I'm of the same opinion as Greendog. When you first meet someone, its often so intense and nice but what matters is the time after the honeymoon, the bond may grow stronger or the relationship may soon fall apart.
This has happened to me before, though we did not go as far as moving in together but after just 3 months, the 'honeymoon' ended and she just couldn't be bothered anymore.

Anyway, hope you work things out hun.

Posted: 12-May-2010

 
 

Re: What to do in a very sticky situation?

Hi,

If you continue something that isn't right for you, you are just being dishonest to yourself and her and it will make matters worse.  She made the decision to move to QLD so she needs to own that decision.

Hard situation take care and try to be true to you.

Posted: 12-May-2010

 
 

Re: What to do in a very sticky situation?

Maybe too much too soon ?
Agree with other responses so......
Talk, be honest with  each other and either move on together or go your own ways while your still young... Yes it hurts.... But needs to be addressed .....  Good luck both of you   elf

Posted: 12-May-2010

 
 

Re: What to do in a very sticky situation?

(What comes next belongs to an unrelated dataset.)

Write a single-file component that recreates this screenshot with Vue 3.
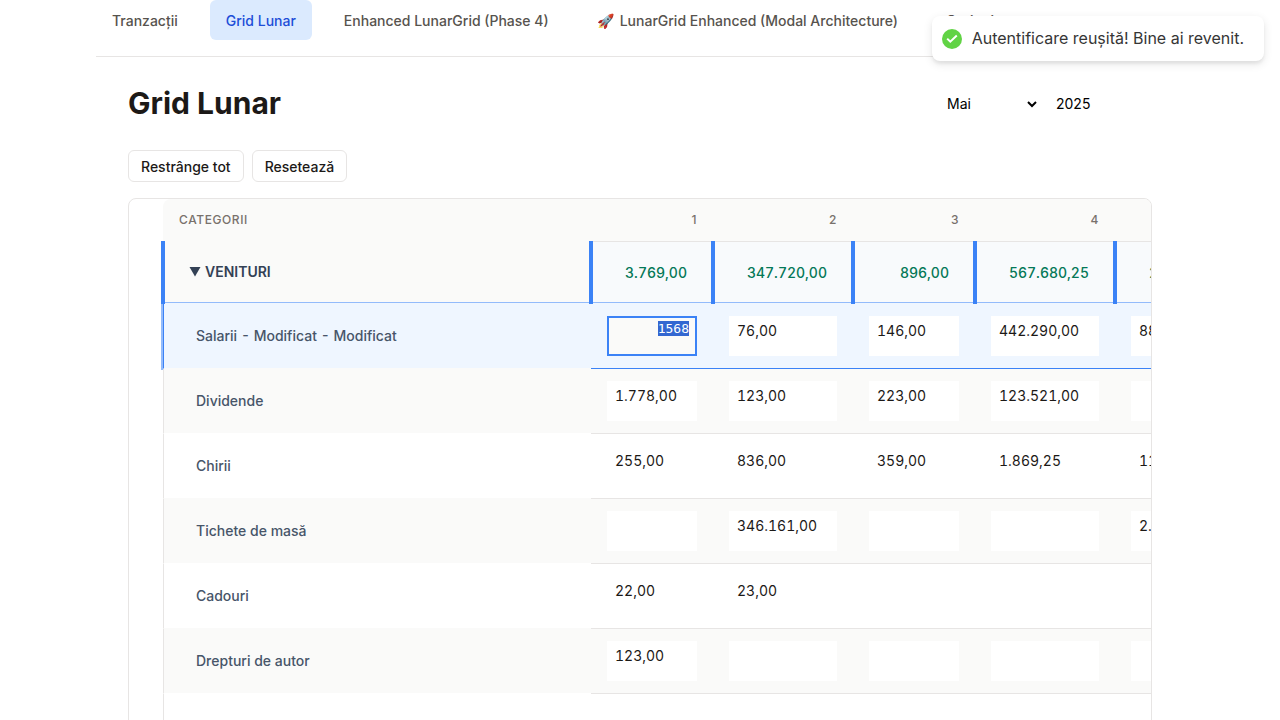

["In the last month, everything changed 10 fold. No sex, no talking, continual arguements...and no affection.']


Well that pretty much covers what happens when you build a relationship tent out of hormones, lust and cards without a foundation. You're relying on luck to get you through rather than on what you both know or understand of the other.

Love and respect are not necessarily the travelling companions of attraction and lust but rather arrive unbeknownst and show themselves as pillars to the entrance of the temple in times of adversity. Each of you contributing by your thoughts, words and actions to the architecture of this temple.

As you're single today... can we safely assume the problem is solved by communication and open discussion?